Shostakovich   (109 reviews)

Posted: 10/14/2011 | Comments: 0 | Rate:

Ah, the wonderful world of lo-fi black metal. One of the truly hit or miss genres, usually with many MANY more misses than hits.

Bosse-de-nage hail from the Bay Area of California. Not exactly a place I usually associate with grim, displeased people making noisy black metal. The weather itself would make it hard for me to be this angry all the time.....but I digress...

This is their second release, and by all looks of things, everything the band has done up to this point is truly DIY, right down to one take recordings seemingly done in a basement, and being released on a label that I believe might be their own, or at the very least run by a close friend. That kind of thing always scores points in my book, no matter what the music sounds like.

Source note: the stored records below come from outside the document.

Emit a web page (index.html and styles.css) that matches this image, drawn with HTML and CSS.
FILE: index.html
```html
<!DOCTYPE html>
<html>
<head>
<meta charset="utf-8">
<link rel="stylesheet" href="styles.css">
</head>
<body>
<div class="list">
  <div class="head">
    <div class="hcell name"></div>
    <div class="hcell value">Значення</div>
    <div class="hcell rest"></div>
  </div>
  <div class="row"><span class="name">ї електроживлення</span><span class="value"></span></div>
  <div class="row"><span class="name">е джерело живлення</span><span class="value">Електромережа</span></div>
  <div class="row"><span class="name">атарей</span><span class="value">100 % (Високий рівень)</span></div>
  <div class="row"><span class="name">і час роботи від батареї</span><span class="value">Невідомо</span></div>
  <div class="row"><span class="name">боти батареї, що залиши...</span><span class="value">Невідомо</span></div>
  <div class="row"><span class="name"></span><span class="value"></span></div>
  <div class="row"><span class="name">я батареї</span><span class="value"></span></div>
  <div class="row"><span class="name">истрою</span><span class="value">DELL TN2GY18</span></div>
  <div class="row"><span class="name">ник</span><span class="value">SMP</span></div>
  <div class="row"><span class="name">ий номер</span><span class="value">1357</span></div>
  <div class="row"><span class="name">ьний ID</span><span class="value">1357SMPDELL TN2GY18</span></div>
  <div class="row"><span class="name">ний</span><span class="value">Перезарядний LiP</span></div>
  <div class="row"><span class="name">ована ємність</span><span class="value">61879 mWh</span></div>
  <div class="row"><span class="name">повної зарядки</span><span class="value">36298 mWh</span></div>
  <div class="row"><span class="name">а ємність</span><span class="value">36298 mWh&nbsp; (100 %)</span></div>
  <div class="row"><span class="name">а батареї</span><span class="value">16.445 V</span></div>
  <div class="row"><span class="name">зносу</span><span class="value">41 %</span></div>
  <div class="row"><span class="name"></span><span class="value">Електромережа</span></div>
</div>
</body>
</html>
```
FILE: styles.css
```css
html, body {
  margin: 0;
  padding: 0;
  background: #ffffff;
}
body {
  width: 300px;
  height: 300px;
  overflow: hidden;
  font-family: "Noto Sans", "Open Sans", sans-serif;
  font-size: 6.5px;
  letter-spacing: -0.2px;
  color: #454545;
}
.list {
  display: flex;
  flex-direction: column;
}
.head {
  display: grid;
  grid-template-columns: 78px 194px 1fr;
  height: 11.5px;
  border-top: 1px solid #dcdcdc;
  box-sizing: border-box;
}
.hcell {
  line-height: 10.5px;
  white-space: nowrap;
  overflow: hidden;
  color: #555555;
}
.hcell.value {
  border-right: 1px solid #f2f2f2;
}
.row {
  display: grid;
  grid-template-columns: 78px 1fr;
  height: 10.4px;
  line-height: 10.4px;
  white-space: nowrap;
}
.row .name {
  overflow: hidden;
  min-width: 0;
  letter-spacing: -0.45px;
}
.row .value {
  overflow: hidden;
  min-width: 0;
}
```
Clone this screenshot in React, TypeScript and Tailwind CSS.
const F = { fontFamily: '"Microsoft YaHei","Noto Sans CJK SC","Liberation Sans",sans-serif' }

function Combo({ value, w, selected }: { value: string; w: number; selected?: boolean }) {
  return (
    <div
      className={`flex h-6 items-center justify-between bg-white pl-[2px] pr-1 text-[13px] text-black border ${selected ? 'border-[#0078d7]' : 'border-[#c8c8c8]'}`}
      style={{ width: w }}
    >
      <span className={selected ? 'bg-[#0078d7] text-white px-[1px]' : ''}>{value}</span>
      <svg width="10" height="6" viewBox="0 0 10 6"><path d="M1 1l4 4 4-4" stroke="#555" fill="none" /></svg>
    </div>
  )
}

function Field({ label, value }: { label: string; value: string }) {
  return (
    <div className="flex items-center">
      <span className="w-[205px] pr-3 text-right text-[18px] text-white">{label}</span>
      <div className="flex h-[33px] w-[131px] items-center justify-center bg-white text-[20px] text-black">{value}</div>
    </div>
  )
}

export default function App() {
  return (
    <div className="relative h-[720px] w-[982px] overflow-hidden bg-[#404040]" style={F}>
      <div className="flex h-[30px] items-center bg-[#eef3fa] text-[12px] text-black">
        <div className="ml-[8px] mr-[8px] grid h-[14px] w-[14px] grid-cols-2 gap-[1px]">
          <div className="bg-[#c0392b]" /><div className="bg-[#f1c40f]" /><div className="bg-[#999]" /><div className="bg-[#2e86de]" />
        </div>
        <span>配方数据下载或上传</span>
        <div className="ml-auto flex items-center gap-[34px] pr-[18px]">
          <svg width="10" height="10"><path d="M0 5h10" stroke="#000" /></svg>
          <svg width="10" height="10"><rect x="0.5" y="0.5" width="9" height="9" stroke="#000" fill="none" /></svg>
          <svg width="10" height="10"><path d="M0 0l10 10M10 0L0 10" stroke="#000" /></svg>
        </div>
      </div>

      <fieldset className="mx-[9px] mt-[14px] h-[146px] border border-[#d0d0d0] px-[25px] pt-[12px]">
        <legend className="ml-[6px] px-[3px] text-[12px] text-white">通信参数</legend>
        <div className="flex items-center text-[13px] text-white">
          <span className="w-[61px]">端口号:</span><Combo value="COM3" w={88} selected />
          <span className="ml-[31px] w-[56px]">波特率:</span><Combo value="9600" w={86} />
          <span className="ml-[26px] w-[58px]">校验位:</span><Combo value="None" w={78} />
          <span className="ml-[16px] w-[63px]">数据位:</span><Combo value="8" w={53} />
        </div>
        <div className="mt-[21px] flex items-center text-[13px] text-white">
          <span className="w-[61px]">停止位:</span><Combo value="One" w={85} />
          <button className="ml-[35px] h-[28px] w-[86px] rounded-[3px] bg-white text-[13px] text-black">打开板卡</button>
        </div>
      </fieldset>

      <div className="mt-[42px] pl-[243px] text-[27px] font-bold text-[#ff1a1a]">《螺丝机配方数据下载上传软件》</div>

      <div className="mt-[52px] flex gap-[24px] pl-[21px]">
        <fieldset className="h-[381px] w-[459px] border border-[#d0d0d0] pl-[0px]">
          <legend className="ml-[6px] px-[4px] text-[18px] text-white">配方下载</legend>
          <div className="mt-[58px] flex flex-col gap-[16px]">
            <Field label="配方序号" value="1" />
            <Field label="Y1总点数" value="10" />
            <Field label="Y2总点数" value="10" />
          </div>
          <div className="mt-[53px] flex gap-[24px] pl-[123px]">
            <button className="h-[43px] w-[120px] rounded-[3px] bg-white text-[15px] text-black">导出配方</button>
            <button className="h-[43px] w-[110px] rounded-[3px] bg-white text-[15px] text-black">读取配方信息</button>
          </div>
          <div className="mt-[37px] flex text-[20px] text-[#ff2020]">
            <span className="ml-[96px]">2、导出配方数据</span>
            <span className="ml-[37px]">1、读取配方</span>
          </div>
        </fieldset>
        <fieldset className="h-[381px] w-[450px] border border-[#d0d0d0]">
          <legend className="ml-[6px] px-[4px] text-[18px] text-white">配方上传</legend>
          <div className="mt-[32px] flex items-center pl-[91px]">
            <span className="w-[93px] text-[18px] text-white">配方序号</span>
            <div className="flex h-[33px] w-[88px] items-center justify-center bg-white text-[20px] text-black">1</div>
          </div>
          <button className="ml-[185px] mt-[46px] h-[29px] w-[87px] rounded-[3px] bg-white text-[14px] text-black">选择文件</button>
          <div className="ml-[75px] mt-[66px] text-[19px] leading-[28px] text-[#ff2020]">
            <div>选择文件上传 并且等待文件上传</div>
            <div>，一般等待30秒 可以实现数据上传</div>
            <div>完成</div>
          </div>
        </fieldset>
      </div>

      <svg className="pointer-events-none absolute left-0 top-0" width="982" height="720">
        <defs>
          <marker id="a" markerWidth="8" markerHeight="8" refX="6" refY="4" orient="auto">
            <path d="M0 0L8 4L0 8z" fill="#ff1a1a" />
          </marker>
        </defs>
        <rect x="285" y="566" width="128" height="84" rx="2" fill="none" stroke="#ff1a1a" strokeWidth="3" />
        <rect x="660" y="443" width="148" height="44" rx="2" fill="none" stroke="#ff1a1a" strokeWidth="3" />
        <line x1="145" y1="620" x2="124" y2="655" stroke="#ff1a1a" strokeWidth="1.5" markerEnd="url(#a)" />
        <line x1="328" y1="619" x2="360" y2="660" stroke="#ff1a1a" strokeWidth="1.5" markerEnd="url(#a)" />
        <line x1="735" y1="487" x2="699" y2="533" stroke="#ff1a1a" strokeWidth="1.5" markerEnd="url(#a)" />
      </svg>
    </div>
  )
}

On this release, Bosse-de-nage have chosen to forgo the typical black and white saturated metal covers in favor of an almost 70's rock-ish red cover with a large bubble letter logo. A nice little jab to the eye of conformity. Musically, the band have firmly planted themselves in a section of black metal dominated by melody, even in the most intense passages. Even when the drums are blasting away full tilt, the guitars are ringing out mournfully, with lots of single notes and full chord strumming. The drums are mostly just a primitive 1-2 blast beat, and the vocals are shouted, emotional and tortured, rather than just being throaty rasps. The best sections of this album, however, are slow introductions to some of the songs, my favorite of which being the beginning to The Lampless Hours.

Though the band does strive for a professional aura, and clearly intends on creating their own sound, the dismal production and often long and bland songs keep this from standing out of the crowd all that much. You've heard this music before, I'm sure. During parts that drone on for minutes at a time, the drums tend to weaken and become very monotonous, as do the riffs. If the band was able to inject a little more variety, up the production value slightly, and strive to stay tight and on time, they could soon develop into something a little more distinguished and special.

Still though, hats off to a band who clearly plugs in and plays with everything they have.